Understanding the role of nitrogen-doping and surface topology in the binding of Fe(III)/Fe(II) to biobased carbon electrodes

Abstract

Low-cost and high performance electrodes are critical to advance electrochemical energy storage devices that decouple energy supply from demand. At their core, carbon is ubiquitously employed given its availability, chemical and electrochemical stability, electrical conductivity, and affordable cost. However, due to their relative inertness, carbonaceous electrodes suffer from limited wettability and kinetic activity with aqueous electrolytes. A common approach is to introduce heteroatoms, either through post-processing (thermal/acid activation) or by employing different precursors. Specifically, biobased carbons like hydrochar and biochar are rich in heteroatoms that are naturally incorporated through the production process into the electrode structure.
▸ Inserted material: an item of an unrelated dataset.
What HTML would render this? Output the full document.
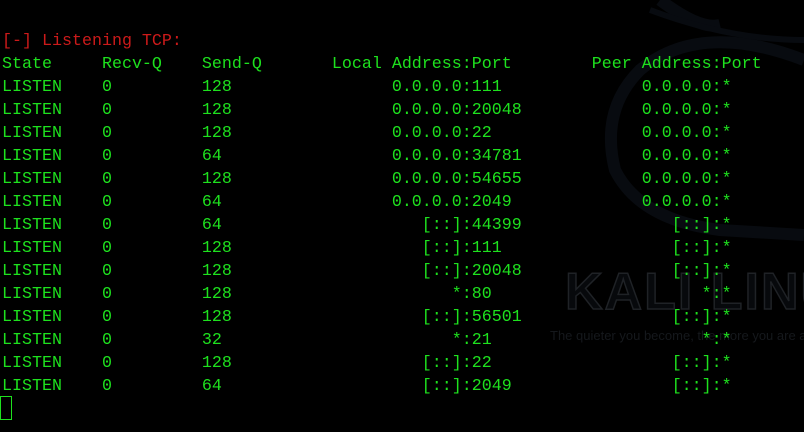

However, achieving a fundamental understanding of the interactions between metal ions and carbon surfaces has proven elusive, leading researchers to rely on empirical approaches for heteroatom doping of carbons. To achieve a better understanding of the fundamental mechanisms, we performed density functional theory calculations of a commonly employed iron redox couple, Fe(III) and Fe(II). We investigated binding mechanisms in graphitic carbon model systems with different surface features, and explored the effect of nitrogen doping and surface topology on the binding energy, as well as the effect of ions' spin multiplicity in the carbon-metal coordination mechanisms. Our results suggest that the interactions of Fe(III) and Fe(II) ions with the nitrogen-doped carbon electrodes not only depend on the surface curvature or the nitrogen content and functionality, but also on the spin multiplicity of the metal ion. Iron ions always evolve into an open-shell electronic structure with a high number of unpaired electrons to increase their coordination sphere with the graphitic surface. We hope that our findings can assist the development of fit-for-purpose heteroatom-doped carbon electrodes with a tailored nanostructure for electrochemical devices utilizing the Fe(III)/Fe(II) redox couple.